James Davison Hunter is LaBrosse-Levinson Distinguished Professor of Religion, Culture and Social Theory at the University of Virginia. Mr. Hunter has written eight books, including The Death of Character: Moral Education in an Age without Good or Evil (2000) and Is There a Culture War? A Dialogue on Values and American Public Life, (with Alan Wolfe, 2006). In 1991 he was the recipient of the Gustavus Myers Award for the Study of Human Rights for Articles of Faith; Articles of Peace. The Los Angeles Times named Mr. Hunter as a finalist for their 1992 Book Prize for Culture Wars: The Struggle to Define America. In 1988 he received the Distinguished Book Award from the Society for the Scientific Study of Religion for Evangelicalism: The Coming Generation. In 2004, he was appointed by the White House to a six-year term to the National Council of the National Endowment for the Humanities. In 2005, he won the Richard M. Weaver Prize for Scholarly Letters.
Since 1995, Professor Hunter has served as the Director of the Institute for Advanced Studies in Culture, a university-based, interdisciplinary research center concerned with understanding contemporary cultural change and its implications for individuals, institutions, and society. The Institute publishes an award-winning journal, The Hedgehog Review: Critical Reflections on Contemporary Culture.
Dr. Alan Wolfe is Professor of Political Science and Director of the Boisi Center for Religion and American Public Life at Boston College. Wolfe attended Temple University as an undergraduate and received his doctorate in political science from the University of Pennsylvania in 1967. He has honorary degrees from Loyola College in Maryland and St. Joseph’s University in Philadelphia. He is a Senior Fellow with the World Policy Institute at the New School University in New York. In the fall of 2004, Professor Wolfe was the George H. W. Bush Fellow at the American Academy in Berlin.

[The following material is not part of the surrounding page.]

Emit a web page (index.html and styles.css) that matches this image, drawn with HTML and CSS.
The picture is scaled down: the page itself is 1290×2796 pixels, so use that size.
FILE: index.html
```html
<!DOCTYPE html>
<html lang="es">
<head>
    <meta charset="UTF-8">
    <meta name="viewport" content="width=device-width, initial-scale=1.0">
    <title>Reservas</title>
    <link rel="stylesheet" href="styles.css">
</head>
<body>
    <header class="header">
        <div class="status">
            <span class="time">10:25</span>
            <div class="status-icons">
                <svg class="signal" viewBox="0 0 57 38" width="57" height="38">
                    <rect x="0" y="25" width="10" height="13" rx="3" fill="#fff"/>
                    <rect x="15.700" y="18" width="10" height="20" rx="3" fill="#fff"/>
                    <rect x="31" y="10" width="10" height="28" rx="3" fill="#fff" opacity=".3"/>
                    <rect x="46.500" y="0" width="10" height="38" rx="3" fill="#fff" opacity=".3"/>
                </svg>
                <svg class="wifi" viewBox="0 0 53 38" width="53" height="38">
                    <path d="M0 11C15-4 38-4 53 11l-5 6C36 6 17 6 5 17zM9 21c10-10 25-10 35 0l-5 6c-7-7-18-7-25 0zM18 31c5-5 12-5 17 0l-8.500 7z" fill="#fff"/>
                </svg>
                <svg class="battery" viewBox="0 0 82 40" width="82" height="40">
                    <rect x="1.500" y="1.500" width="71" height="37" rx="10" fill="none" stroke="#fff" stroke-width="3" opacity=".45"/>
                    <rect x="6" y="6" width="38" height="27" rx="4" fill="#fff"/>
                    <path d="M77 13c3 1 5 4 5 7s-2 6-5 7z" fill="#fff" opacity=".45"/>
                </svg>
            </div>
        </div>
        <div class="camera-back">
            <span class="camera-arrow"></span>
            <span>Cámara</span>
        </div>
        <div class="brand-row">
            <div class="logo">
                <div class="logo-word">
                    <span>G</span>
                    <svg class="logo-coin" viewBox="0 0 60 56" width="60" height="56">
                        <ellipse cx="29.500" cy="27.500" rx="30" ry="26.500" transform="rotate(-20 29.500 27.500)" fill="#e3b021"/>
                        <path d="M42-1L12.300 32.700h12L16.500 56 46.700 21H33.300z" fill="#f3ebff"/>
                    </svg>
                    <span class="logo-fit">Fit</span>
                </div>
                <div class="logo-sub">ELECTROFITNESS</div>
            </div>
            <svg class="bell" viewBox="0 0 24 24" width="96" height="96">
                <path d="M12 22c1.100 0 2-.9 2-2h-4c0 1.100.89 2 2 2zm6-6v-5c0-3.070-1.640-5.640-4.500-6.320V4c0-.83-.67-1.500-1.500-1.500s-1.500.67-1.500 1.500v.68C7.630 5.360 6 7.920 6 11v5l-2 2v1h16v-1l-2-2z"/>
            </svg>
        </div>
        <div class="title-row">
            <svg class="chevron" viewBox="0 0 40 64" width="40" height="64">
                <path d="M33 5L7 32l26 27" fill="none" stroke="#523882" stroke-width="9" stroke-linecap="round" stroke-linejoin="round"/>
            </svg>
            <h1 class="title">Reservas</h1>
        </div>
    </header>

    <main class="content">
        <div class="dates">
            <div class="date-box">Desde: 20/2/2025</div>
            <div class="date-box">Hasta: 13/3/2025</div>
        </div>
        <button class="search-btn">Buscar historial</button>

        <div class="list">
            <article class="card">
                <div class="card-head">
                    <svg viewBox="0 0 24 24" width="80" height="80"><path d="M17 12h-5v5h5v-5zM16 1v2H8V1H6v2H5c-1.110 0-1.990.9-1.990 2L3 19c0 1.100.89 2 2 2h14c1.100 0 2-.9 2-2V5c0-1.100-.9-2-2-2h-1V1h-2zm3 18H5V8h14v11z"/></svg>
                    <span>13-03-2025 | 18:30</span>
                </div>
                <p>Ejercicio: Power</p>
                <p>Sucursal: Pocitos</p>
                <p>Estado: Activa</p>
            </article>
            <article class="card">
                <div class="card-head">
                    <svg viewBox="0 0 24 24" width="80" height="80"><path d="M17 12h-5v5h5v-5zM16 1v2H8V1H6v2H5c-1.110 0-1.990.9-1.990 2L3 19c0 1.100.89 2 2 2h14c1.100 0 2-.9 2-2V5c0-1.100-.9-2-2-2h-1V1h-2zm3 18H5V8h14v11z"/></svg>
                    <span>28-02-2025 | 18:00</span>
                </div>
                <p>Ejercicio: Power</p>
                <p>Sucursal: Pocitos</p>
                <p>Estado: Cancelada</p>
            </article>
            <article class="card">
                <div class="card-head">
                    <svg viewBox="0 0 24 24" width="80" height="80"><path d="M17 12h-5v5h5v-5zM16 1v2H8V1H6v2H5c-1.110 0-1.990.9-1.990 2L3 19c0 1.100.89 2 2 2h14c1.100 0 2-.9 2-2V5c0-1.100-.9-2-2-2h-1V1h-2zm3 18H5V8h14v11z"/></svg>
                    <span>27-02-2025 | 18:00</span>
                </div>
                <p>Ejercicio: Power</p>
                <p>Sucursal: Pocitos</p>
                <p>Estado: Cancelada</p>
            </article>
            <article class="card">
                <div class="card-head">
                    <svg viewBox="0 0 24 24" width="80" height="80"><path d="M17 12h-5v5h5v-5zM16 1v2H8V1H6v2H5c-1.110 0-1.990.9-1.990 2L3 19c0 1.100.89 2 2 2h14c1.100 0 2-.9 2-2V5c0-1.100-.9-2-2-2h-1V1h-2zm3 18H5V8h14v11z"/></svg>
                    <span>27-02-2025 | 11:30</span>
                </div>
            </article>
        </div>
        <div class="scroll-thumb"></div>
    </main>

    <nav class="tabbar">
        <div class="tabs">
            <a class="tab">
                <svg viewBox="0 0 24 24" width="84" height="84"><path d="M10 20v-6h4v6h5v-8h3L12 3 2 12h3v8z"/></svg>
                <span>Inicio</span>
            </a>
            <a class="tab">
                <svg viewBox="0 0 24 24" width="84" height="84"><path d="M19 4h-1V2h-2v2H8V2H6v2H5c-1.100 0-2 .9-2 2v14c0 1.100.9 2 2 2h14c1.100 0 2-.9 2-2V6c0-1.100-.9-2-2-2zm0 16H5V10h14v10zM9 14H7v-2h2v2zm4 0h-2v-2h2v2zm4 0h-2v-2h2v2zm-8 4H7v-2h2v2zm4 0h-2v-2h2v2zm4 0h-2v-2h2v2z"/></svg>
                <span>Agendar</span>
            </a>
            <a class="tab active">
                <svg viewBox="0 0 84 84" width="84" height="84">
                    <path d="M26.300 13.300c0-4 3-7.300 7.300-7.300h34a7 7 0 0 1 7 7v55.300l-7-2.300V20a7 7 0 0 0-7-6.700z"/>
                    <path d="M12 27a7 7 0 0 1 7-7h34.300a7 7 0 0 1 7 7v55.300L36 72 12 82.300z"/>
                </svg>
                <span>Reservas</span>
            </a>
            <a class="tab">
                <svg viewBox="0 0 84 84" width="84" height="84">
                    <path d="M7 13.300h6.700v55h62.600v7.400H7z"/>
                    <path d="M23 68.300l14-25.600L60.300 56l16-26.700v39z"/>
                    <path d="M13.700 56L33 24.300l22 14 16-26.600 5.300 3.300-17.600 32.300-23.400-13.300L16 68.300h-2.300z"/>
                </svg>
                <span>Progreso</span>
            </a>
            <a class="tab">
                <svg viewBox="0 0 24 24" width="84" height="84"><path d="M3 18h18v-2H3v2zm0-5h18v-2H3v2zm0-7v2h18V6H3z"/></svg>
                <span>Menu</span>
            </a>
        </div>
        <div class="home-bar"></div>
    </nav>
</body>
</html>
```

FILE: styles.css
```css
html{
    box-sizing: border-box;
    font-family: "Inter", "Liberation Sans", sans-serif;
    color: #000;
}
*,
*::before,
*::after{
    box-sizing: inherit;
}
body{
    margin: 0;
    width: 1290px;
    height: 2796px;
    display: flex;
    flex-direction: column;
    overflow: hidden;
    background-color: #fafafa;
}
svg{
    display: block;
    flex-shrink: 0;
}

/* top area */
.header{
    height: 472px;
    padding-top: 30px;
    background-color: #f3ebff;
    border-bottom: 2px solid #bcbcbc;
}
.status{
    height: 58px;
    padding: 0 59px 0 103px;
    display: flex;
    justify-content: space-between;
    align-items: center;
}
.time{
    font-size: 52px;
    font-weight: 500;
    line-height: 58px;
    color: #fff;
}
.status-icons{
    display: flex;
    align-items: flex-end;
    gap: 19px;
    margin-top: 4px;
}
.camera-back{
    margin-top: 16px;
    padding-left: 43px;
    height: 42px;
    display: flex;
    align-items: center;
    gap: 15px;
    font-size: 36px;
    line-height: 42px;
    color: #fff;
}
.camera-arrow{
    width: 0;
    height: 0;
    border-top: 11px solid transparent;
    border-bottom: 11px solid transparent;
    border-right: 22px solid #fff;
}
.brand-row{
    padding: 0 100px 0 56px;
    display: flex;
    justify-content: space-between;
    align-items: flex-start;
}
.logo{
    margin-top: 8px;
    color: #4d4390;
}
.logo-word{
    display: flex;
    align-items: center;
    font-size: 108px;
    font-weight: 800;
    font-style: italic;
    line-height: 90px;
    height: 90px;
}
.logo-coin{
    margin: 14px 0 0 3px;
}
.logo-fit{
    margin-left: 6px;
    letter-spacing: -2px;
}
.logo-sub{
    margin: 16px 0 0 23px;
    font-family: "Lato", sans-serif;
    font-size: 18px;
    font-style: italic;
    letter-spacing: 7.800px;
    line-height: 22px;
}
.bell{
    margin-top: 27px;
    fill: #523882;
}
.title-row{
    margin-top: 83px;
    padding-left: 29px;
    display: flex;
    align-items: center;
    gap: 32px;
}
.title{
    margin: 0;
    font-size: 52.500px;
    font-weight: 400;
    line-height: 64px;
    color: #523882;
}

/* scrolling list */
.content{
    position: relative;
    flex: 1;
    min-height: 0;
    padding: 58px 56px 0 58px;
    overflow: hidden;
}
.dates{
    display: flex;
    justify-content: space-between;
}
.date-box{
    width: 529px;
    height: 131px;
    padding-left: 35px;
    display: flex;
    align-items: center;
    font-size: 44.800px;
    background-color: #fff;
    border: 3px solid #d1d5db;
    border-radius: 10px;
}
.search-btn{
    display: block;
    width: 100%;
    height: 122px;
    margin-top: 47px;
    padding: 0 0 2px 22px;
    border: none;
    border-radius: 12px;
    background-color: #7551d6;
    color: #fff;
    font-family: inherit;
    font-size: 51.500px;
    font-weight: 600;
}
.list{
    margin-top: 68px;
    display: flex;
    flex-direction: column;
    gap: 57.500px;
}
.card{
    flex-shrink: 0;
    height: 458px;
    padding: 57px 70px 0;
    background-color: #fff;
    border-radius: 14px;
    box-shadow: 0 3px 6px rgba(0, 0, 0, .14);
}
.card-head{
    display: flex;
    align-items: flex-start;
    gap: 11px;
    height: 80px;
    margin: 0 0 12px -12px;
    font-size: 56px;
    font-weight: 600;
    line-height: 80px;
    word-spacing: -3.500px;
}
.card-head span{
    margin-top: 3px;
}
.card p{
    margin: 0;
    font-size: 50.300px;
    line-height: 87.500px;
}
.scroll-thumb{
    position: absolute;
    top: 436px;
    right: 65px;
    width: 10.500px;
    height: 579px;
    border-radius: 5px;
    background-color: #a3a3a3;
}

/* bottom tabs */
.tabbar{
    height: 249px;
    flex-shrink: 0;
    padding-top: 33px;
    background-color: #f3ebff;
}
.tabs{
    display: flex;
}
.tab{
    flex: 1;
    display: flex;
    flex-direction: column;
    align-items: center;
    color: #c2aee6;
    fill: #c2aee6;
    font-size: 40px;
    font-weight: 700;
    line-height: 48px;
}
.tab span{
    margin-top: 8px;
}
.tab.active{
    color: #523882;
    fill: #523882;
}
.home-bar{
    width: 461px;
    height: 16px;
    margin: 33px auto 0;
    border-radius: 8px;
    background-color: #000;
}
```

A contributing editor of The Wilson Quarterly, Commonwealth Magazine, and In Character, Professor Wolfe writes often for those publications as well as for Commonweal, The New York Times, Harper’s, The Atlantic Monthly, The Washington Post, and other magazines and newspapers. He served as an advisor to President Clinton in preparation for his 1995 State of the Union address and has lectured widely at American and European universities.
Wolfe has been the recipient of grants from the Russell Sage Foundation, the Templeton Foundation, the Smith Richardson Foundation, the Carnegie Corporation of New York, National Endowment for the Humanities and the Lilly Endowment. He has twice conducted programs under the auspices of the U.S. State Department that bring Muslim scholars to the United States to learn about separation of church and state. He is listed in Who’s Who in the World, Who’s Who in America and Contemporary Authors.
Michael Cook is a British historian and a scholar of Islamic history. He is the author of many books, including Hagarism: The Making of the Islamic World, 1977, with Patricia Crone, Muhammad (Past Masters), 1983, The Koran: A Very Short Introduction, Commanding Right and Forbidding Wrong in Islamic Thought, 2001, which won him the Albert Hourani Book Award, and A Brief History of the Human Race, 2005. He is the recipient of the Howard T. Behrman Award for Distinguished Achievement in the Humanities at Princeton in 2006, the Farabi Award in the Humanities and Islamic Studies in 2008, and the Holberg Prize in 2014.
Dr. William Galston holds the Ezra K. Zilkha Chair in the Brookings Institution’s Governance Studies Program. A former policy advisor to President Clinton and presidential candidates, Galston is an expert on domestic policy, political campaigns, and elections. His current research focuses on designing a new social contract and the implications of political polarization.
Dr. Galston is the author of eight books and more than 100 articles in the fields of political theory, public policy, and American politics. His books include The Practice of Liberal Pluralism (2004), and Public Matters (2005). A winner of the American Political Science Association’s Hubert H. Humphrey Award, he was elected a Fellow of the American Academy of Arts and Sciences in 2004. Additionally, Dr. Galston is a frequent commentator on NPR and writes a weekly column for the Wall Street Journal.